What, then, is the role of works? Paul teaches that loving intentions [footnote: I mean here true intentions, not the kind of weak intentions that are little more than a wish] will naturally result in good works. But it is dangerous to focus on works at the expense of love, because even the greatest works are spiritually meaningless without love. 1 Cor. 13:1-3.
This is wonderful theology but an administrative nightmare, because love is difficult to measure. A system that finds it necessary to assess the spiritual worthiness of individuals will almost inevitably fall back on works because they are concrete and measurable. Either you have paid your tithing or you haven’t. Only God can know whether you paid your tithing out of love, so human administrators gradually lose interest in intentions altogether. Focusing only on correct actions, we find ourselves back with the Pharisees.
This, of course, is the current state of the Mormon church. We give constant lip service to Christ’s atonement, but our highest aspiration is never to come within a hundred feet of it. If only we can prevent people from performing wrong actions, we think, they can return safely to heaven, untouched by the world and I would add, untouched by Christ’s grace.

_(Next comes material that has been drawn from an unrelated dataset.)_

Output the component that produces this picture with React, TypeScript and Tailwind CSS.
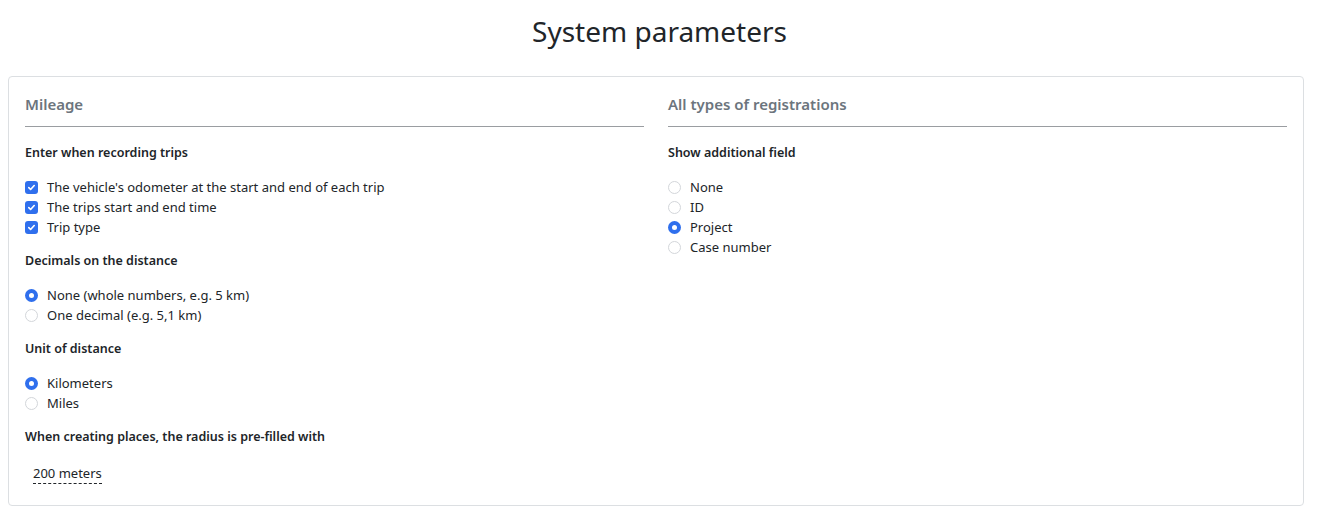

This clearly is the view of Wendy Watson Nelson, author of the new Deseret Book publication, The Not Even Once Club, “an adorable and appealing . . . story that will help [children] choose for themselves to keep the commandments and to never break them. Not even once.” (http://deseretbook.com/Not-Even-Once-Club-Wendy-Watson-Nelson/i/5097848)
In the book, Tyler, a boy who is new in his ward, is invited to a kids’ clubhouse filled with candy and games supplied by the kids’ Primary teacher, Sister Croft. Tyler gains entrance to the club only by passing a test of ordering lemonade rather than coffee, tea, or alcohol at an imaginary restaurant and promising never to “break the Word of Wisdom, lie, cheat, steal, do drugs, bully, dress immodestly, or break the law of chastity. Not. Even. Once.”
The problem with Sister Nelson’s book is that it is evil. Satan wanted to shepherd everyone to heaven by coercing us to perform correct actions, regardless of our intentions. Version 2.0 of Satan’s plan replaces hard coercion with soft coercion: a lonely Tyler agrees to obey the commandments so he can be accepted into a group, and the other kids get “jars of pretzels and popcorn and candy” from Sister Croft “as long as we keep the promise.” (Sister Croft will surely buy each of the kids a car if they go an a mission, too.)
Missing from this story is the central element of Christ’s teaching and atoning sacrifice: love. What if Tyler wants to follow the commandments because he loves other people so much that he would not want to hurt them by lying, cheating, stealing, or bullying? What if Tyler chooses to live the Word of Wisdom and the law of chastity because he loves God and wants to show his gratitude for God’s gift of a body?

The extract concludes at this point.